Continuous Integration and Continuous Deployment (CI/CD)
- Continuous Integration and Continuous Deployment (CI/CD) in Google Cloud refers to a set of practices and tools that enable developers to automate the process of building, testing, and deploying applications. CI involves automatically integrating code changes into a shared repository and running tests to ensure code quality. CD takes it further by automating the deployment of tested code to production environments.

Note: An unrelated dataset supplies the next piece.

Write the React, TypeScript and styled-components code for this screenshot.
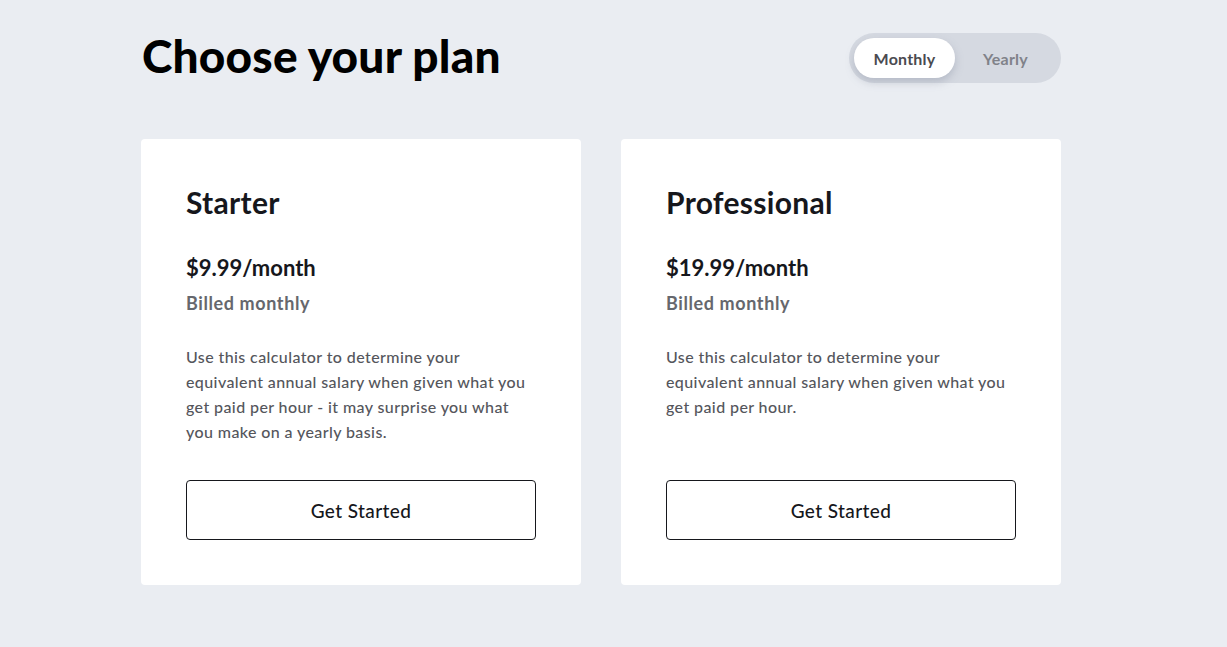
import React, { useState } from "react";
import styled, { createGlobalStyle } from "styled-components";

const Global = createGlobalStyle`
  html, body { margin: 0; padding: 0; background: #eaedf2; }
  body { font-family: Lato, "Noto Sans", sans-serif; -webkit-font-smoothing: antialiased; }
  * { box-sizing: border-box; }
`;

const Page = styled.div`
  width: 920px;
  margin-left: 141px;
  padding: 33px 0 62px;
`;

const Header = styled.header`
  display: flex;
  align-items: center;
  justify-content: space-between;
  height: 50px;
`;

const Title = styled.h1`
  margin: 0 0 4px;
  font-size: 46px;
  font-weight: 900;
  color: #000;
  letter-spacing: 0.2px;
  line-height: 1;
  padding-left: 1px;
`;

const Toggle = styled.div`
  display: flex;
  width: 212px;
  height: 50px;
  padding: 5px;
  border-radius: 25px;
  background: #d5d9e1;
`;

const ToggleButton = styled.button<{ $active: boolean }>`
  flex: 1;
  border: none;
  border-radius: 20px;
  font-family: inherit;
  font-size: 16px;
  font-weight: 700;
  letter-spacing: 0.2px;
  cursor: pointer;
  background: ${(p) => (p.$active ? "#ffffff" : "transparent")};
  color: ${(p) => (p.$active ? "#4a4b50" : "#808289")};
  box-shadow: ${(p) => (p.$active ? "0 4px 8px rgba(120,130,150,0.35)" : "none")};
`;

const Cards = styled.div`
  display: grid;
  grid-template-columns: 1fr 1fr;
  gap: 40px;
  margin-top: 56px;
`;

const Card = styled.section`
  background: #fff;
  border-radius: 4px;
  padding: 45px;
  display: flex;
  flex-direction: column;
  height: 446px;
`;

const PlanName = styled.h2`
  margin: 0;
  font-size: 30px;
  font-weight: 700;
  color: #16171c;
  line-height: 36px;
  letter-spacing: 0.3px;
`;

const Price = styled.div`
  margin-top: 33px;
  font-size: 22px;
  font-weight: 700;
  color: #16171c;
  line-height: 30px;
`;

const Billing = styled.div`
  margin-top: 7px;
  font-size: 18px;
  font-weight: 700;
  color: #66676d;
  line-height: 26px;
  letter-spacing: 0.6px;
`;

const Description = styled.p`
  margin: 28px 0 0;
  font-size: 16px;
  font-weight: 500;
  color: #55565c;
  line-height: 25px;
  letter-spacing: 0.4px;
  flex: 1;
`;

const CTA = styled.button`
  width: 350px;
  height: 60px;
  background: #fff;
  border: 1px solid #16171c;
  border-radius: 4px;
  font-family: inherit;
  font-size: 19px;
  font-weight: 500;
  letter-spacing: 0.4px;
  color: #16171c;
  cursor: pointer;
`;

const plans = [
  {
    name: "Starter",
    price: "$9.99/month",
    desc: "Use this calculator to determine your equivalent annual salary when given what you get paid per hour - it may surprise you what you make on a yearly basis.",
  },
  {
    name: "Professional",
    price: "$19.99/month",
    desc: "Use this calculator to determine your equivalent annual salary when given what you get paid per hour.",
  },
];

export default function App() {
  const [period, setPeriod] = useState<"monthly" | "yearly">("monthly");
  return (
    <>
      <Global />
      <Page>
        <Header>
          <Title>Choose your plan</Title>
          <Toggle>
            <ToggleButton $active={period === "monthly"} onClick={() => setPeriod("monthly")}>
              Monthly
            </ToggleButton>
            <ToggleButton $active={period === "yearly"} onClick={() => setPeriod("yearly")}>
              Yearly
            </ToggleButton>
          </Toggle>
        </Header>
        <Cards>
          {plans.map((p) => (
            <Card key={p.name}>
              <PlanName>{p.name}</PlanName>
              <Price>{p.price}</Price>
              <Billing>Billed monthly</Billing>
              <Description>{p.desc}</Description>
              <CTA>Get Started</CTA>
            </Card>
          ))}
        </Cards>
      </Page>
    </>
  );
}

- In Google Cloud, CI/CD pipelines can be set up using tools like Cloud Build, Cloud Source Repositories, and Cloud Deployment Manager. These pipelines help streamline development workflows, increase collaboration, and ensure rapid and reliable application delivery, allowing teams to deliver software updates more frequently and with reduced manual effort.
- Azure DevOps and Azure Pipelines
Ideal Candidate Behaviours
- Self-learning abilities
- Radiates energy & enthusiasm for his field, and can instil the same passion in others
- Naturally curious & always a step ahead
- Critical thinker, challenging others in a constructive way, continuously looking for improvements
- Can combine big-picture thinking, with zooming in on details.